- _WHAT IS REQUIRED_
The lines from the top of the material through the line with "FaChevronDown, FaChevronRight, FaRegQuestionCircle" are to be set down exactly. Leave the pictures out.

- _COLLECTED MATERIAL_
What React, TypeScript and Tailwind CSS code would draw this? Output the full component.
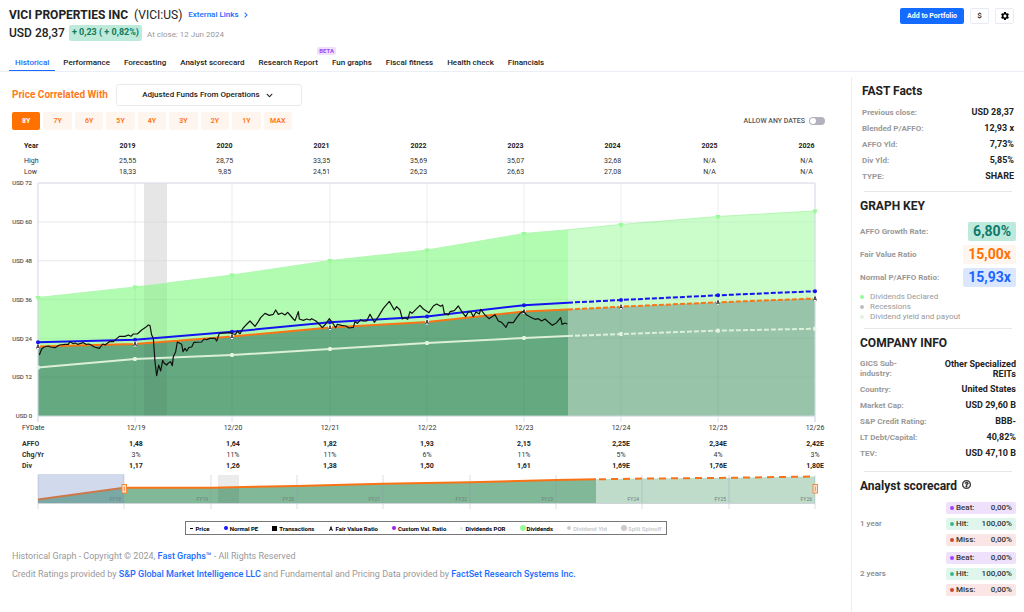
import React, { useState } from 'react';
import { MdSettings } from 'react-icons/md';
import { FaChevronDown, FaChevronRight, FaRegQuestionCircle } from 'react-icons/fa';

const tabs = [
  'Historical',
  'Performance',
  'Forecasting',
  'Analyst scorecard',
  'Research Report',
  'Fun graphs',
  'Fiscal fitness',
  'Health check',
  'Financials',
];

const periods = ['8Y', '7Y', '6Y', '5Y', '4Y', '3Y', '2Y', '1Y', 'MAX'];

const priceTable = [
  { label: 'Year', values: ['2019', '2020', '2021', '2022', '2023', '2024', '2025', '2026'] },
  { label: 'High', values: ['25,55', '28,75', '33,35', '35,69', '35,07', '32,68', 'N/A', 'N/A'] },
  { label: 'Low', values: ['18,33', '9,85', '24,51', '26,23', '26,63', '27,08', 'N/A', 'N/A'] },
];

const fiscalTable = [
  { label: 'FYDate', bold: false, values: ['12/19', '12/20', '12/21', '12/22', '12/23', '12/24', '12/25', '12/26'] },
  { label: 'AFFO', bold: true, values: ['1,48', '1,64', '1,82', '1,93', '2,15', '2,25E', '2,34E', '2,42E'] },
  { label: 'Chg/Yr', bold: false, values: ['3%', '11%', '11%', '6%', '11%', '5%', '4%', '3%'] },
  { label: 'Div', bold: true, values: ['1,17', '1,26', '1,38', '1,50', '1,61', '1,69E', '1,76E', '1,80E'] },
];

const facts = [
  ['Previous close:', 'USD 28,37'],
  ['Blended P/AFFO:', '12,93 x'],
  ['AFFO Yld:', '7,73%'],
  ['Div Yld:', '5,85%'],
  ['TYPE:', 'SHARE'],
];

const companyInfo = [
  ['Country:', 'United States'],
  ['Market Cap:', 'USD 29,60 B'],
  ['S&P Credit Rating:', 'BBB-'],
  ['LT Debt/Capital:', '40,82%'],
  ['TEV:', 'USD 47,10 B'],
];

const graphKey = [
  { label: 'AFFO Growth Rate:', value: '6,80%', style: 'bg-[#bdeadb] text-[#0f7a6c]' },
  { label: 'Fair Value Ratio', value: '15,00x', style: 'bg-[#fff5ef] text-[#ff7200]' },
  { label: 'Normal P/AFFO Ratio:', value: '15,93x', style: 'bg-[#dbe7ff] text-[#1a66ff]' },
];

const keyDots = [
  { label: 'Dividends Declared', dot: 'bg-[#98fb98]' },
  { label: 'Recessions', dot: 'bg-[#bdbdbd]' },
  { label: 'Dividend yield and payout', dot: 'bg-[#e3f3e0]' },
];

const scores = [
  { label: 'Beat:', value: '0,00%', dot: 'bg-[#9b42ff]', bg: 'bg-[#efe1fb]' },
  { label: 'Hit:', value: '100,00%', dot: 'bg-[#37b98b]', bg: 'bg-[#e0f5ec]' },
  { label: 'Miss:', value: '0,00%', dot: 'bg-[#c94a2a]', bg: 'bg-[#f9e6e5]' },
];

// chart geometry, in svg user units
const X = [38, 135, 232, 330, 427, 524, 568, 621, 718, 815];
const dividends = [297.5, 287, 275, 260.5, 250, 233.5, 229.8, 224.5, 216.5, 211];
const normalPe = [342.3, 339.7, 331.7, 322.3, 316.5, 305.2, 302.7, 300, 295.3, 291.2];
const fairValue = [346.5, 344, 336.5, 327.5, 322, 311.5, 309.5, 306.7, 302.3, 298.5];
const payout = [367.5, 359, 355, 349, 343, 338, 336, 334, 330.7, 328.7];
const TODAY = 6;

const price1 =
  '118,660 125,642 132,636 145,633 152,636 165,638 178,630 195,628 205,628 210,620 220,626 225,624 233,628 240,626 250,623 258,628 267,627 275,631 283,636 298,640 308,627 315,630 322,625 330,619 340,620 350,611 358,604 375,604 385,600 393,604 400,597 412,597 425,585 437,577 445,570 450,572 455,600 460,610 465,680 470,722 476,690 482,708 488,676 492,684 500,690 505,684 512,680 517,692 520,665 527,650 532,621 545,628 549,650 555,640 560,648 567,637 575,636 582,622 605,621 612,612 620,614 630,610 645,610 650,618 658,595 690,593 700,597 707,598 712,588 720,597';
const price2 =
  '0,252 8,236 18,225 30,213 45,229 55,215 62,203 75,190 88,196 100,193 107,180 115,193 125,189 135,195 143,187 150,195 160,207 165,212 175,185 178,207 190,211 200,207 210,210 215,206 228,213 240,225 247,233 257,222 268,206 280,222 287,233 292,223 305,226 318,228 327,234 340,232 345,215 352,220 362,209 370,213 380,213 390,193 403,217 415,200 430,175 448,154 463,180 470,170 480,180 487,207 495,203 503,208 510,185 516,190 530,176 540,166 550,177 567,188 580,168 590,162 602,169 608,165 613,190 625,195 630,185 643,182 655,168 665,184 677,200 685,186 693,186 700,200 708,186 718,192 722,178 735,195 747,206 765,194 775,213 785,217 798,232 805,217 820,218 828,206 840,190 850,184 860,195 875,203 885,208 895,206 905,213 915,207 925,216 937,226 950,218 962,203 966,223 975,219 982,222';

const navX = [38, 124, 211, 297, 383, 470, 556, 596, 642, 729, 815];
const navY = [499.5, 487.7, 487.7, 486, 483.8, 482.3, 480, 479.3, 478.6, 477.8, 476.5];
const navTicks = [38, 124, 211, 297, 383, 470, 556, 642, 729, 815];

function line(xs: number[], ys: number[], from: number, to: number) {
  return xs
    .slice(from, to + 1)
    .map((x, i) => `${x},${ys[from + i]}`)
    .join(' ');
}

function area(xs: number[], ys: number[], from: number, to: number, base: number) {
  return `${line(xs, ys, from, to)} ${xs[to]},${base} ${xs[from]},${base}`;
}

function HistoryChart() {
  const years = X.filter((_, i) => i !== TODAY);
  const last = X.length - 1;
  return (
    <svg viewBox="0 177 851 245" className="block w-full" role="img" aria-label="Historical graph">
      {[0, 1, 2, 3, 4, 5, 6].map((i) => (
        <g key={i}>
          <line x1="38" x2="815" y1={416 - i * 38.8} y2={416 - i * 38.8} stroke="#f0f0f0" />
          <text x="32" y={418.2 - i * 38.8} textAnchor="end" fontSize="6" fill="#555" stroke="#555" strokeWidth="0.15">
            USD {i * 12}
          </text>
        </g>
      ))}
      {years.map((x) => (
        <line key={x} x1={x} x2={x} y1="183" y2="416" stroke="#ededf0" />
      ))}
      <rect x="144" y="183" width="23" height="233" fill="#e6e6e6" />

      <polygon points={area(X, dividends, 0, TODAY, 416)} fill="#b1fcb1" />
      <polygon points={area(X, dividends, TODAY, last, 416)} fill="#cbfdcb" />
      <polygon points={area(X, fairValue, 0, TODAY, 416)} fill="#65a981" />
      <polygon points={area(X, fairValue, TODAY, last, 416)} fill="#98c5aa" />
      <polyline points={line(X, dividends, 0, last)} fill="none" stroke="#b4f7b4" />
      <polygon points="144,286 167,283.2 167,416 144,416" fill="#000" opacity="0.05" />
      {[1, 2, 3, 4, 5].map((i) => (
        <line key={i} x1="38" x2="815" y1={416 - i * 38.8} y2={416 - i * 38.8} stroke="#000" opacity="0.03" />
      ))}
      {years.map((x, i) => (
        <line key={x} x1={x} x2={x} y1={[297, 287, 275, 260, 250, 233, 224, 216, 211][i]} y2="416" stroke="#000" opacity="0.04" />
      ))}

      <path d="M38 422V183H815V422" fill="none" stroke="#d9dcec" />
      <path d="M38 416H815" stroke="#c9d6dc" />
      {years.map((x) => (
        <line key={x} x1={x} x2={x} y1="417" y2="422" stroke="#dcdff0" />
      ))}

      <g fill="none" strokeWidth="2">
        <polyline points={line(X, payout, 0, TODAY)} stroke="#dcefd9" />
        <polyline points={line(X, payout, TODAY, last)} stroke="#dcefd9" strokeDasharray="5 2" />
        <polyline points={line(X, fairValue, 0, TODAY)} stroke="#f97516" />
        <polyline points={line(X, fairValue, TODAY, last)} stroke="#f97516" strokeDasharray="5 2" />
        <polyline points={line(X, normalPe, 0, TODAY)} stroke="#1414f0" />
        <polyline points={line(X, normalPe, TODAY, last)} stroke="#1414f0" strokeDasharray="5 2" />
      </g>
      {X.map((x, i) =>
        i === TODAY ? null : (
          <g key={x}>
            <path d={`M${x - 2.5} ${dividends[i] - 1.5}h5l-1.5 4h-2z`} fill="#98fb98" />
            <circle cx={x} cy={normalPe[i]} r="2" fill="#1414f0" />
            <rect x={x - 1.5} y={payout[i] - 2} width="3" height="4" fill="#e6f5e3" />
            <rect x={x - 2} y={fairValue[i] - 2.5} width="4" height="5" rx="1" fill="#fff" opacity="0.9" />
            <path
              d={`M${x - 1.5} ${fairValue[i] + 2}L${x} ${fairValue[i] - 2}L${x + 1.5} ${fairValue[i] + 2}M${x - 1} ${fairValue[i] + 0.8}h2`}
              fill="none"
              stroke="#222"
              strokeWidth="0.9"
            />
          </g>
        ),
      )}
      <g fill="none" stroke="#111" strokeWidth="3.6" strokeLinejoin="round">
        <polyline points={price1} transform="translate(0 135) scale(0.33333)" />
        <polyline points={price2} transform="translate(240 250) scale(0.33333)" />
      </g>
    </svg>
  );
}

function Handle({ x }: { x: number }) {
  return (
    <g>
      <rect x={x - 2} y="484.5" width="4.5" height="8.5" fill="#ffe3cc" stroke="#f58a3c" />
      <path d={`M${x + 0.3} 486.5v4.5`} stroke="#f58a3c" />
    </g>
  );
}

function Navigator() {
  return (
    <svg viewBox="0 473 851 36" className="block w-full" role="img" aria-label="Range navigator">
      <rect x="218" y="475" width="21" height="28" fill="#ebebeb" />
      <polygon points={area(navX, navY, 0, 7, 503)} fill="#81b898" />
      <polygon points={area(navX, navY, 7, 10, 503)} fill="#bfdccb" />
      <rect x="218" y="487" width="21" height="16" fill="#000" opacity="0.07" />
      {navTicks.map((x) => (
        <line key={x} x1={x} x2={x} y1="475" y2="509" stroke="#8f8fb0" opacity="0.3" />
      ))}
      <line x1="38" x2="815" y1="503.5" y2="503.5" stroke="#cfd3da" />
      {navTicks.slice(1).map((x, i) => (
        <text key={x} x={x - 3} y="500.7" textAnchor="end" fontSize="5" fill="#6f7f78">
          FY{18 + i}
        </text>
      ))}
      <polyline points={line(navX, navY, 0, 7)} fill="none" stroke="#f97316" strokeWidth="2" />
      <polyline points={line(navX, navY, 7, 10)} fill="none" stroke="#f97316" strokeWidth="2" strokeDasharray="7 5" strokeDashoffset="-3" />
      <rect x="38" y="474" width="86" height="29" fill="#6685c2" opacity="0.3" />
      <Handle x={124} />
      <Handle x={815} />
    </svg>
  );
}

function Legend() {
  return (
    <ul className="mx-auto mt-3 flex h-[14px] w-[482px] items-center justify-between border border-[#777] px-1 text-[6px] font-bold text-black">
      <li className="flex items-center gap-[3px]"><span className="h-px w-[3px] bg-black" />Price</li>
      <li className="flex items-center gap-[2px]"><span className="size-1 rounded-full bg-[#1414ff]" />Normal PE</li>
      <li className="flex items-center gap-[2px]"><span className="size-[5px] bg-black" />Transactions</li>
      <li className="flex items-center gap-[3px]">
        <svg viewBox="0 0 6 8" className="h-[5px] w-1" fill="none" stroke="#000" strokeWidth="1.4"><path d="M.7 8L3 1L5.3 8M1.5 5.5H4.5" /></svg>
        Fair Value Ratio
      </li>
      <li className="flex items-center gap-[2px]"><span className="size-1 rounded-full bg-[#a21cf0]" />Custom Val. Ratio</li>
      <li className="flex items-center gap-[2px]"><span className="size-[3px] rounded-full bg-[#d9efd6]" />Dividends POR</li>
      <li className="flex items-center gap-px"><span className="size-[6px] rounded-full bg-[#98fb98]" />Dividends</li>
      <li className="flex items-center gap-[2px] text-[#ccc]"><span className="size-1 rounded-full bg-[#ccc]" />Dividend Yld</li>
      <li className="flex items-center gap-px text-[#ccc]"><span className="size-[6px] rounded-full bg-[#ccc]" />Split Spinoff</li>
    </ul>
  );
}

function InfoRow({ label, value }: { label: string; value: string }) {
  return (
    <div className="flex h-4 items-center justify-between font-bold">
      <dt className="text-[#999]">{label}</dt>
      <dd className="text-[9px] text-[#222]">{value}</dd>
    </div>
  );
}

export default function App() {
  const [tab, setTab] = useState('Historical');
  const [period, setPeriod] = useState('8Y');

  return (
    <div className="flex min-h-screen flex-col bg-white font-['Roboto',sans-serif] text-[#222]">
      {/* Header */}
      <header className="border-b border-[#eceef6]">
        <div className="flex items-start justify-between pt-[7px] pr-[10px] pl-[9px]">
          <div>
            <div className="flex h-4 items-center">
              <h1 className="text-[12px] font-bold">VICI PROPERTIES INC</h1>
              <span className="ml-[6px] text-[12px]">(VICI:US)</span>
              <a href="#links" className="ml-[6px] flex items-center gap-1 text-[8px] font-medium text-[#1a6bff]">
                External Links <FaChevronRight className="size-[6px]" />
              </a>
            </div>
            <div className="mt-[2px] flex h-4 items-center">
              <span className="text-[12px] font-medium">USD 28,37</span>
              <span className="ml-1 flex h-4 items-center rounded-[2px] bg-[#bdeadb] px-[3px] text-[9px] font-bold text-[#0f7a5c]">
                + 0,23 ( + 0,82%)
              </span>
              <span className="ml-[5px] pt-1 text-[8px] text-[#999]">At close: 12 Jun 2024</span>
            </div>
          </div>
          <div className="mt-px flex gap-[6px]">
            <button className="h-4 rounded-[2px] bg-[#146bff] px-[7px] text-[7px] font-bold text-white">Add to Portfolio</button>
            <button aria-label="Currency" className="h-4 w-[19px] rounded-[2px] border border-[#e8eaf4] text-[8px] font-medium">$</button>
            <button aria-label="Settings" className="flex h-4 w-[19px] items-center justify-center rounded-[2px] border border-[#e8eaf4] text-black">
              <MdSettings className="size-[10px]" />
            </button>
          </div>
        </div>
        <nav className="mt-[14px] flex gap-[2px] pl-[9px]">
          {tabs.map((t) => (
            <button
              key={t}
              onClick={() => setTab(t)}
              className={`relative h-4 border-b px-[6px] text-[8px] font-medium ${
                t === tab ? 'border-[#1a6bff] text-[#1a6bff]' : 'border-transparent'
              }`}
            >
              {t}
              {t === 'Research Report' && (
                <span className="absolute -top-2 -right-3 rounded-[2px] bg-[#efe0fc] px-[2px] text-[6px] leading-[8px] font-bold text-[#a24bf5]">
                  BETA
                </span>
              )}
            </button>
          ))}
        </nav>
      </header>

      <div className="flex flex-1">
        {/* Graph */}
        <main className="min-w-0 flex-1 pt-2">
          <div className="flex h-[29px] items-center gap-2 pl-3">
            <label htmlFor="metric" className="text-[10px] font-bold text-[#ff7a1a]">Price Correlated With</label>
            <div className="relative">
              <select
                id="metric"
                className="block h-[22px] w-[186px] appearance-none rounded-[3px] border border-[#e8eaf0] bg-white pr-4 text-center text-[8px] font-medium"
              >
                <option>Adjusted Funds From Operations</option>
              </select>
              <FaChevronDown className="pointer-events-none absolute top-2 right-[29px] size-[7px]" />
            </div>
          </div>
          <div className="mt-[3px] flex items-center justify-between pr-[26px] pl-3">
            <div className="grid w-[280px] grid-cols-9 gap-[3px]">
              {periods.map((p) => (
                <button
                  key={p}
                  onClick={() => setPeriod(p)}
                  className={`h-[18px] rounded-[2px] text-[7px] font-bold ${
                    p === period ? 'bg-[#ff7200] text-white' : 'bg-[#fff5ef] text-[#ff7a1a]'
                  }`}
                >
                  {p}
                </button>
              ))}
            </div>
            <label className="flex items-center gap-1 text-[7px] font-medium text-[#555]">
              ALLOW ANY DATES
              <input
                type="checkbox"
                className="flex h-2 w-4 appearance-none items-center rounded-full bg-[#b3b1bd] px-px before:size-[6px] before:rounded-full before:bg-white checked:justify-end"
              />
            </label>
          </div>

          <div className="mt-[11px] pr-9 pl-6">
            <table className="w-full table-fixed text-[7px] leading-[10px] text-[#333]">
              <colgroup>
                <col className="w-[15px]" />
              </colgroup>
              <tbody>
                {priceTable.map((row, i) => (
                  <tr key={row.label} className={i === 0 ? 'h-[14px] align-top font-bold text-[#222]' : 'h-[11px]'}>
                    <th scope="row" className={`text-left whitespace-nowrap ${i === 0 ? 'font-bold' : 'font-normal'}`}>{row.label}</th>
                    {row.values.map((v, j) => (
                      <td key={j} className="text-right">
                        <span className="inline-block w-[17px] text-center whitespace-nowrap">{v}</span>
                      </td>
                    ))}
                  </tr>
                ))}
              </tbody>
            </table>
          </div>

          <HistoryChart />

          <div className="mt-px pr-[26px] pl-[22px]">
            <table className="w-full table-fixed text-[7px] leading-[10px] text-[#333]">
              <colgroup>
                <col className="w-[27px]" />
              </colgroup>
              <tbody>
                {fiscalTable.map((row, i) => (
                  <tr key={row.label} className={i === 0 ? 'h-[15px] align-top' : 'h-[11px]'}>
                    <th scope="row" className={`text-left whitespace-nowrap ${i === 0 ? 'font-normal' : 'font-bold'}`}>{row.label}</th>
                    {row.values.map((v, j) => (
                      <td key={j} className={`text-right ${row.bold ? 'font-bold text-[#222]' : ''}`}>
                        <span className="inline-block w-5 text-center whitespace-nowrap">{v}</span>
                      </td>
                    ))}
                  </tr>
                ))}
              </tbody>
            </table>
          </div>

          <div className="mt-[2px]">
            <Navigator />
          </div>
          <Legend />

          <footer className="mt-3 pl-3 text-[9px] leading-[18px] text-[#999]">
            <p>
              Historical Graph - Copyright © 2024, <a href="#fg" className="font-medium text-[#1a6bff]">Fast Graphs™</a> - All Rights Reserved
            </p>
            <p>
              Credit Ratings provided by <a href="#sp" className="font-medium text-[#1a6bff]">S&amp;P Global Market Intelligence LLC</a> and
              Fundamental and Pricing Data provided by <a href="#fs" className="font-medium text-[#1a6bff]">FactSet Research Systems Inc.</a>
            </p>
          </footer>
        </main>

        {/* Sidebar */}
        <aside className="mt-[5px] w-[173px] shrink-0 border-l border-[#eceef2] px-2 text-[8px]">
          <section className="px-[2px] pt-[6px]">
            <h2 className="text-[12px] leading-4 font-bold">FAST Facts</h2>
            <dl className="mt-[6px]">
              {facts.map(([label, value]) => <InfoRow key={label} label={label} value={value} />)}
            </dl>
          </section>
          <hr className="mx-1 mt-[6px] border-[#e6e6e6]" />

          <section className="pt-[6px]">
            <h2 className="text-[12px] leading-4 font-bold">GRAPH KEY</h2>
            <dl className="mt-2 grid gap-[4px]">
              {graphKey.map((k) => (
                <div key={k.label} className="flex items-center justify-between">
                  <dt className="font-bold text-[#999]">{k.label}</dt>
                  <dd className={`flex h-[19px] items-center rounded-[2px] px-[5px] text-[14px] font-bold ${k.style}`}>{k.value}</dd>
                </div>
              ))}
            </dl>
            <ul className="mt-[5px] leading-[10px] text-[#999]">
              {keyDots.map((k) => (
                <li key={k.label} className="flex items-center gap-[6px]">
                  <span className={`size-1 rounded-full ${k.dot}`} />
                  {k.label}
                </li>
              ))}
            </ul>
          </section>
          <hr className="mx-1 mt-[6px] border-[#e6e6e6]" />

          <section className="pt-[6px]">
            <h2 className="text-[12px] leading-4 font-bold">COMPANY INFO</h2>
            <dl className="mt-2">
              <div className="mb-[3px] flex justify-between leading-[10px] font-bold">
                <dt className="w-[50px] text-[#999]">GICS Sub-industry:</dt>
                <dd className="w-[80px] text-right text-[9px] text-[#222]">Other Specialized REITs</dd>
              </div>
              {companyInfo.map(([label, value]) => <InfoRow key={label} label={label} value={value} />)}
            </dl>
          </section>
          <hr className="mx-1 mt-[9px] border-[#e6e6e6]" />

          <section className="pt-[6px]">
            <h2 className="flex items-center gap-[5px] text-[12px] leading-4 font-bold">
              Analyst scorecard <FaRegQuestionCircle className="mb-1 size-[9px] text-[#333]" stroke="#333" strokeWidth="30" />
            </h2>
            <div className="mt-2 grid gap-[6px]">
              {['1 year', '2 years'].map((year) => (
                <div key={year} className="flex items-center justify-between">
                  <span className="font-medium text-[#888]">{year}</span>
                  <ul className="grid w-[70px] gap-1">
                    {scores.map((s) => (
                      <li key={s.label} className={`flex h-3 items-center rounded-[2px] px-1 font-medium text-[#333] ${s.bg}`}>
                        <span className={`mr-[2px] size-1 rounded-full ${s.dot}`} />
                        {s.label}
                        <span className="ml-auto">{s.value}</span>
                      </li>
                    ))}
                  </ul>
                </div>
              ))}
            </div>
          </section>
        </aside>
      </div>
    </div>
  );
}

- _EXERCISE RESULT_
What React, TypeScript and Tailwind CSS code would draw this? Output the full component.
import React, { useState } from 'react';
import { MdSettings } from 'react-icons/md';
import { FaChevronDown, FaChevronRight, FaRegQuestionCircle } from 'react-icons/fa';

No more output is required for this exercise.